Yellow Cap laid his cards face up on the blanket and smiled. “Two pair. Kings and fours.”
Dodd stared. Shook his head. Looked at his cards. Scratched at his beard. Then he laid his cards down face up. “Straight through to the jack.” He chuckled, raking the pot toward him.
“Straight!” Yellow Cap hollered. “You drew
three
fucking cards!”
“Yup,” Dodd said. “Thing is, I was going for a flush.” He cackled now, stuffing the goodies into his backpack beside him.
“Cheater!” Yellow Cap said, lifting his shotgun from his lap, thumbing the hammer back as he swung it toward Dodd.
It all happened so fast, Eric was almost caught off-guard.
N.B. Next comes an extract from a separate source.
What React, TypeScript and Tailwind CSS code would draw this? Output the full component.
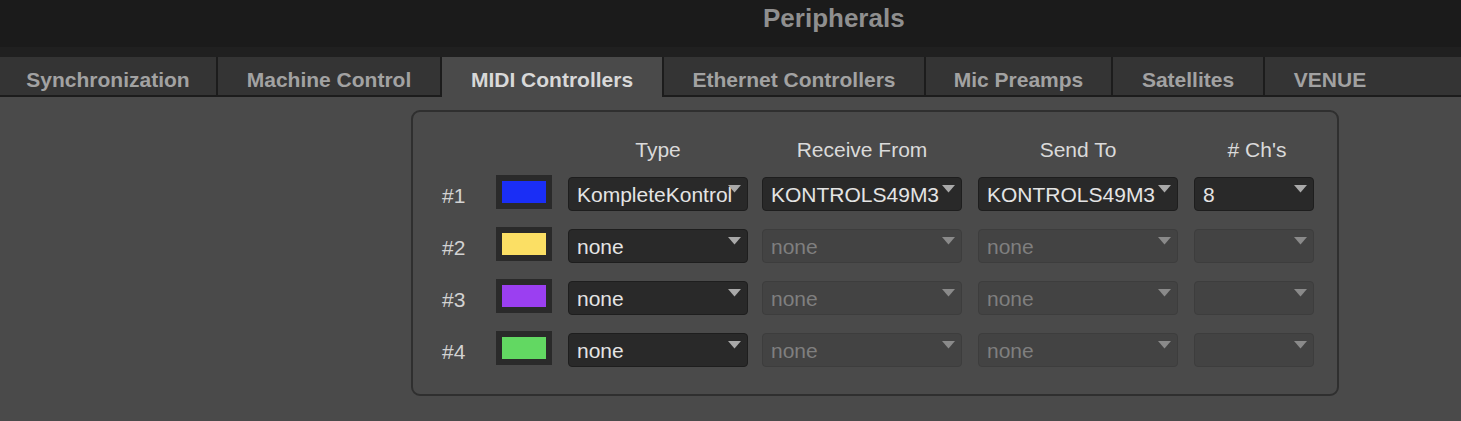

He quickly shouldered his crossbow and aimed it at Yellow Cap. He couldn’t let anything happen to Dodd, not until he’d questioned him about the whereabouts of Fallows and Tim.
But no need to worry. Dodd reacted with whiplike reflexes, drawing the heavy hunting knife from the sheath strapped to his thigh, and knocking away the shotgun barrel as he lunged toward Yellow Cap, driving the fat blade between meaty ribs, twisting the handle as if coring a stubborn apple.
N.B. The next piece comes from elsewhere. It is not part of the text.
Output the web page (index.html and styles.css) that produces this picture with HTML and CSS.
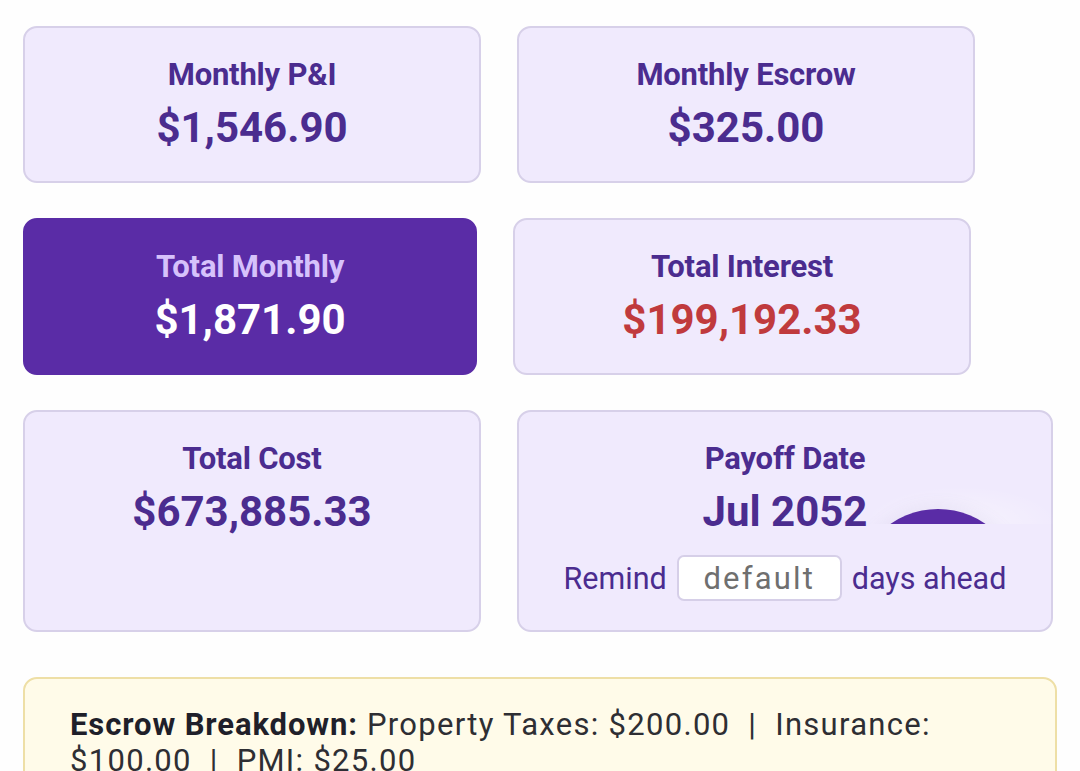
FILE: index.html
```html
<!DOCTYPE html>
<html lang="en">
<head>
<meta charset="utf-8">
<title>Mortgage Summary</title>
<link rel="stylesheet" href="styles.css">
</head>
<body>
<main class="page">
  <div class="row">
    <section class="card w458">
      <div class="label">Monthly P&amp;I</div>
      <div class="value">$1,546.90</div>
    </section>
    <section class="card w458">
      <div class="label">Monthly Escrow</div>
      <div class="value">$325.00</div>
    </section>
  </div>
  <div class="row">
    <section class="card card-primary w454">
      <div class="label">Total Monthly</div>
      <div class="value">$1,871.90</div>
    </section>
    <section class="card w458">
      <div class="label">Total Interest</div>
      <div class="value value-red">$199,192.33</div>
    </section>
  </div>
  <div class="row">
    <section class="card w458">
      <div class="label">Total Cost</div>
      <div class="value">$673,885.33</div>
    </section>
    <section class="card card-payoff w536">
      <div class="label">Payoff Date</div>
      <div class="value">Jul 2052</div>
      <div class="remind">
        <span>Remind</span>
        <input class="remind-input" type="text" placeholder="default">
        <span>days ahead</span>
      </div>
      <div class="fab-clip"><div class="fab"></div></div>
    </section>
  </div>
  <section class="escrow">
    <p><strong>Escrow Breakdown:</strong> Property Taxes: $200.00 &nbsp;|&nbsp; Insurance: $100.00 &nbsp;|&nbsp; PMI: $25.00</p>
  </section>
</main>
</body>
</html>
```

FILE: styles.css
```css
html, body {
  margin: 0;
  padding: 0;
  background: #fefefe;
  overflow: hidden;
}
body {
  font-family: Roboto, "Liberation Sans", Arial, sans-serif;
}
.page {
  padding: 26px 0 0 23px;
  display: flex;
  flex-direction: column;
  gap: 35px;
}
.row {
  display: flex;
  gap: 36px;
  align-items: stretch;
}
.card {
  box-sizing: border-box;
  background: #f0eafd;
  border: 2px solid #d7d0e9;
  border-radius: 14px;
  padding: 29px 20px 29px;
  display: flex;
  flex-direction: column;
  align-items: center;
  color: #4b2c8f;
}
.w458 { width: 458px; }
.w454 { width: 454px; }
.w536 { width: 536px; }
.label {
  font-size: 31px;
  font-weight: 700;
  line-height: 35px;
  letter-spacing: -0.2px;
}
.value {
  font-size: 42px;
  font-weight: 700;
  line-height: 49px;
  margin-top: 11px;
}
.value-red {
  color: #c03a3d;
}
.card-primary {
  background: #5a2ca6;
  border-color: #5a2ca6;
}
.card-primary .label {
  color: #d6c2fb;
}
.card-primary .value {
  color: #ffffff;
}
.card-payoff {
  position: relative;
}
.remind {
  display: flex;
  align-items: center;
  gap: 10px;
  margin-top: 19px;
  font-size: 30.5px;
  color: #4b2c8f;
}
.remind-input {
  box-sizing: border-box;
  width: 165px;
  height: 46px;
  border: 2px solid #d6cfe8;
  border-radius: 7px;
  background: #ffffff;
  font-family: Roboto, "Liberation Sans", Arial, sans-serif;
  font-size: 31px;
  letter-spacing: 2.2px;
  text-align: center;
  color: #666;
  padding: 0 4px;
}
.remind-input::placeholder {
  color: #6f6f6f;
}
.fab-clip {
  position: absolute;
  left: 350px;
  top: 76px;
  width: 184px;
  height: 36px;
  overflow: hidden;
  background: radial-gradient(ellipse at 50% 100%, rgba(255,255,255,0.45), rgba(255,255,255,0) 75%);
}
.fab {
  position: absolute;
  left: -14px;
  top: 21px;
  width: 166px;
  height: 166px;
  border-radius: 50%;
  background: #5a2ca6;
  box-shadow: 0 0 16px 4px rgba(120, 100, 160, 0.08);
}
.escrow {
  box-sizing: border-box;
  width: 1034px;
  margin-top: 10px;
  background: #fffbe9;
  border: 2px solid #eedfa6;
  border-radius: 14px;
  padding: 28px 45px;
  color: #2e2e33;
  font-size: 31px;
  letter-spacing: 1.3px;
  line-height: 36px;
}
.escrow p {
  margin: 0;
}
.escrow strong {
  color: #1f1f2a;
  font-weight: 700;
  letter-spacing: 0.9px;
}
```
Yellow Cap’s death reflex jerked the trigger of the shotgun. It exploded, blowing a hole through the chest of one of the gamblers who’d been innocently sitting next to Dodd. Hunks of his moist flesh flew into the fire and sizzled. The dead man tumbled backward into a sloppy somersault, his legs flopping over his head into the fire. The other men sat immobile, watching.
Dodd yanked his long knife out of Yellow Cap’s chest and let the big man’s dead body sag to the ground. He used his foot to nudge him off the blanket as if he were a rolling log. Then he walked over to the fire, hauled the shotgunned body of the other man out of the flames, stomped the fiery pants into smoke, and sat back down at the edge of the blanket. “Now,” he said, picking up the deck. “Whose deal?”
There was a moment’s silence while the other three men gripped their weapons and stared at Dodd, deciding. The stench of burnt flesh and fresh blood hung in the humid summer air.
Eric aimed his crossbow, waiting for someone to move.
Then Krimm reached over Yellow Cap’s dead body, took the man’s shotgun for his own, and said, “My deal, I think.”
Eric relaxed, puffing out a deep breath, lowering his crossbow. Close. If he’d have had to involve himself in Dodd’s fight, they would have known where he was and they would have all turned on him. Now he could again wait, silent and patient.
He leaned against the rough bark and watched the poker game proceed. His bad tooth was aching again, as if someone were jabbing a jagged piece of glass into his gums. He pressed at the jaw again to relieve the pressure—
Then suddenly everything was moving. The branch Eric was balanced on abruptly dipped. He reached for another branch to catch himself, but the dip became a snap and the branch fell away from under him. He clutched the crossbow in his right hand and grabbed out at something to hold onto as he fell. But the tree was deceptive. What looked like thick branches were only long twigs, ruffled with thick pine needles. Eric felt his knee smash against a branch, his face scrape against bark, his hand stabbed by a sharp twig. All the time falling helplessly toward the ground.